I hope you get the help you need.
Not so sure it's wise to buy anything energy related until crude finds a bottom. NVGS has lost more than 25% since the Summer, the trend will continue as long as crude keeps falling.
So far so good. IQinVision was a ridiculously long tongue twisting name. It because the company first tried to make the cameras "smart" such as sensing customer movements, etc. It never worked. As fas as Vicon, very few companies can survive on "proprietary", because it shuns innovation. Systems need to be as open as possible, and invite improvements.
I'm happy to see the new CEO identify and toss the flaws in the previous management. I hope there's time to save this company.
damage control of what? This little tanker company is a day traders dream, but pointless to play with it when there are so many other high quality companies on sale at the moment.
"TNK is guaranteed the lion's share. " Bald lie, unless Canada nationalizes the pipeline as well as TNK.
jomar, vicon's sales were declining. Once a customer is lost, is very hard to get them back. As far as future outlook, people severely underestimate how long it takes to get a product out. The new CEO is software driven, that too is a difficult process. And you've got a huge amount of shares currently locked up and looking to get out with 50 cents on the dollar.
Complete b.s., nice try old timer. Pipeline is in theory only, would have to meet with approval on many fronts. Try 4-5 years at best. TNK's debt issue comes due before then, and no guarantee TNK would load oil regardless, the cargo goes to the best price, period.
revenues are pointless if the company is losing money. You can sell a lot of lemonade at 50 cents, but if it cost 60 cents to make/sell it, soon there is no more money. Both IQ and Vicon were losing money, it was all reported and plain as day. Yet people bought Vicon thinking they had a magic product? Not even close. Vicon was severely dysfunctional, anyone who watched Vicon over the past year or so could see this. Sales were declining across ALL regions, and the CEO stated he "didn't know why". Good grief. IQ too was losing money, their CEO had cut staff back to bare bones. IQ got rocked when the previous CEO made a fatal error, and they had to go into survival mode. Give them credit for holding on as long as they did.
The merger was a last gasp move, IQ had no other offer. The original IQ investors demanded more for their shares than originally offered, and long term Vicon shareholders wanted that special dividend. Hindsight is 20/20, but buying Vicon just to grab the 55 cent dividend, and then selling out, was the best play.
What you will see now is a bunch of IQ shareholders cutting their losses. The only thing which can stop the fall is if the sellers dry up. Anybody buying for the future is throwing away cash, as Vicon is fighting for its life.

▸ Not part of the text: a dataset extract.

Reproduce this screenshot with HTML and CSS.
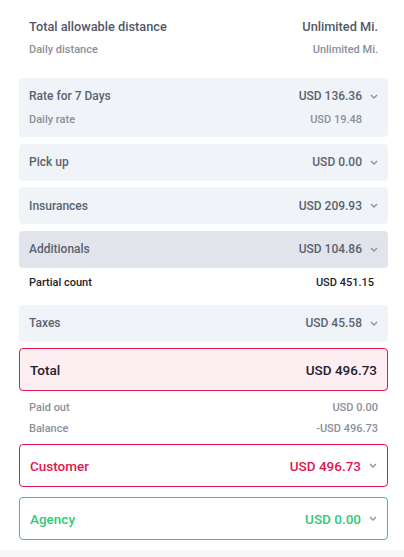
FILE: index.html
```html
<!DOCTYPE html>
<html>
<head>
    <title>Summary</title>
    <link rel="stylesheet" href="styles.css">
</head>
<body>
    <div class="summary">
        <div class="distance">
            <div class="row main">
                <span>Total allowable distance</span>
                <span>Unlimited Mi.</span>
            </div>
            <div class="row sub">
                <span>Daily distance</span>
                <span>Unlimited Mi.</span>
            </div>
        </div>

        <div class="box rate">
            <div class="row">
                <span>Rate for 7 Days</span>
                <span class="value">USD 136.36 <svg class="chev" viewBox="0 0 8 5"><path d="M1 1l3 3 3-3"/></svg></span>
            </div>
            <div class="row sub">
                <span>Daily rate</span>
                <span class="value">USD 19.48 <i class="chev-space"></i></span>
            </div>
        </div>

        <div class="box">
            <span>Pick up</span>
            <span class="value">USD 0.00 <svg class="chev" viewBox="0 0 8 5"><path d="M1 1l3 3 3-3"/></svg></span>
        </div>

        <div class="box">
            <span>Insurances</span>
            <span class="value">USD 209.93 <svg class="chev" viewBox="0 0 8 5"><path d="M1 1l3 3 3-3"/></svg></span>
        </div>

        <div class="box active">
            <span>Additionals</span>
            <span class="value">USD 104.86 <svg class="chev" viewBox="0 0 8 5"><path d="M1 1l3 3 3-3"/></svg></span>
        </div>

        <div class="partial">
            <span>Partial count</span>
            <span>USD 451.15</span>
        </div>

        <div class="box">
            <span>Taxes</span>
            <span class="value">USD 45.58 <svg class="chev" viewBox="0 0 8 5"><path d="M1 1l3 3 3-3"/></svg></span>
        </div>

        <div class="total">
            <span>Total</span>
            <span>USD 496.73</span>
        </div>

        <div class="payments">
            <div class="row sub">
                <span>Paid out</span>
                <span>USD 0.00</span>
            </div>
            <div class="row sub">
                <span>Balance</span>
                <span>-USD 496.73</span>
            </div>
        </div>

        <div class="party customer">
            <span>Customer</span>
            <span class="value">USD 496.73 <svg class="chev" viewBox="0 0 8 5"><path d="M1 1l3 3 3-3"/></svg></span>
        </div>

        <div class="party agency">
            <span>Agency</span>
            <span class="value">USD 0.00 <svg class="chev" viewBox="0 0 8 5"><path d="M1 1l3 3 3-3"/></svg></span>
        </div>
    </div>
    <div class="footer"></div>
</body>
</html>
```

FILE: styles.css
```css
body {
    font-family: Roboto, "Liberation Sans", Arial, sans-serif;
    background: #fff;
    margin: 0;
    padding: 0;
    color: #596170;
}

.summary {
    padding: 17px 16px 0 19px;
    display: flex;
    flex-direction: column;
}

.row,
.box,
.partial,
.total,
.party {
    display: flex;
    justify-content: space-between;
    align-items: center;
}

.value {
    display: flex;
    align-items: center;
}

.chev {
    width: 8px;
    height: 5px;
    margin-left: 8px;
    fill: none;
    stroke: #8b93a2;
    stroke-width: 1.4;
}

.chev-space {
    display: inline-block;
    width: 16px;
}

.distance {
    padding: 0 10px;
    margin-bottom: 21px;
}

.row {
    height: 18px;
    font-size: 12px;
}

.main {
    font-size: 12.75px;
    font-weight: 500;
    color: #525966;
}

.row.sub {
    font-size: 11px;
    color: #8a909b;
    height: 16px;
    margin-top: 6px;
    font-weight: 500;
}

.box {
    background: #f0f3f7;
    border-radius: 4px;
    padding: 0 10px;
    height: 37px;
    font-size: 12px;
    font-weight: 500;
    margin-bottom: 6.5px;
    color: #5b6370;
}

.box.rate {
    display: block;
    height: auto;
    padding: 9px 10px 10px;
}

.box.active {
    background: #e1e5eb;
}

.partial {
    padding: 0 14px 0 10px;
    font-size: 11px;
    font-weight: 500;
    color: #1e222a;
    height: 16px;
    margin: 0.5px 0 14px;
}

.total {
    height: 41px;
    border: 1px solid #e0164f;
    background: #fdeef2;
    border-radius: 4px;
    padding: 0 10px;
    font-size: 13.5px;
    font-weight: 500;
    color: #1c2230;
}

.payments {
    padding: 0 10px;
    margin: 3px 0 8px;
}

.payments .row.sub {
    margin-top: 5px;
}

.party {
    height: 41px;
    border: 1px solid;
    border-radius: 4px;
    padding: 0 10px;
    font-size: 13.5px;
    font-weight: 500;
    margin-bottom: 10px;
}

.customer {
    border-color: #e0164f;
    color: #e0164f;
}

.agency {
    border-color: #33c97b;
    color: #33c97b;
}

.footer {
    height: 8px;
    background: #f7f7f8;
}
```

They can't increase the dividend, they do not have the cash to do it. TNK is moving the majority of their fleet into the spot market, but the demand for ships is on the decline as the price of Brent plunges. A month ago people were wondering if Brent might possibly go below $100. Then $98 was a critical support. Now it's falling below $90, which is stunning. Even the contango plays got stung. Good for the gas pump, but the world economies are retracting. Look at TNK's history, and what happened the last time crude plunged. Bear in mind TNK was collecting revenue on previously negotiated fixed charters.
This sector is sick, all shippers are suffering. The longs refuse to admit it, but TNK has a huge debt problem looming, and the longer rates and crude demand stays low, them more at risk TNK becomes.
Next earning report will look so ugly, the headline number will disappoint due to a large amount of the fleet being in drydock - that was never modeled in prior.